What CN proposes is "to create a competitive, effectively functioning rail system in the U.S. Northeast. The "Northeast Network," to be created through new trackage rights, acquisitions and line improvements, would be composed of the Southern Tier from Buffalo to Croxton, the "Montreal Secondary" Montreal to Syracuse, [the former CV line, now the New England Central unit of RTEX] Montreal to Albany via Palmer, connecting down the east side of the Hudson River, to New York City, the route from New London, Conn., to Oak Point, for connections to New York City and Long Island, and possibly, to promote east-west traffic, the route from Binghamton to Albany."
Other concerns revolve chiefly around Conrail's anti-competitive rate walls and operating practices. Fact is, both CSX and NS are going to need every penny of potential revenue to pay for the deal, and those walls are gonna come tumbling down. For example, some northeastern shortlines that formerly had been cut off to lines other than Conrail have already made agreements with NS to open up interchanges and eliminate paper walls.

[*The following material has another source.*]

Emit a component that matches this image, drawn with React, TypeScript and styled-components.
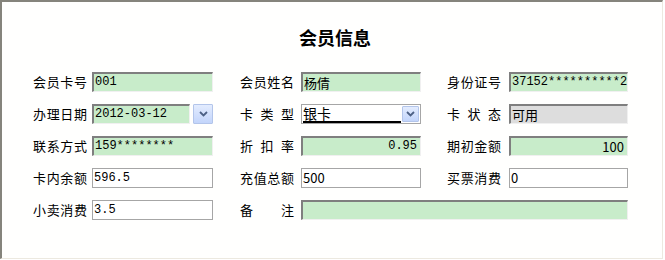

The CN assumption that the status quo will prevail in this regard is seriously flawed, I believe, and readers are encouraged to go to the CN website and draw their own conclusions.
As CN reaches out for inclusion, Canadian Pacific, the Canadian who's already included, continues to retrench, announcing sale of four line segments in the frozen north. They are the Arborg subdivision, 70-miles between Rugby and Arborg, Man, the Outlook subdivision, 110-miles between Moose Jaw and Broderick, Sask., the Willingdon subdivision, 143-miles between Lloydminster, Sask., and Elk Island, Alta., and the Okanagan subdivision, 46-miles between Sicamous and Vernon, B.C. They just dropped a thousand miles in the US Heartland and within the year most everything east of Montreal. Is a withdrawal to Windsor next? Maybe they should sell their NY and Phila rights to CN and be done.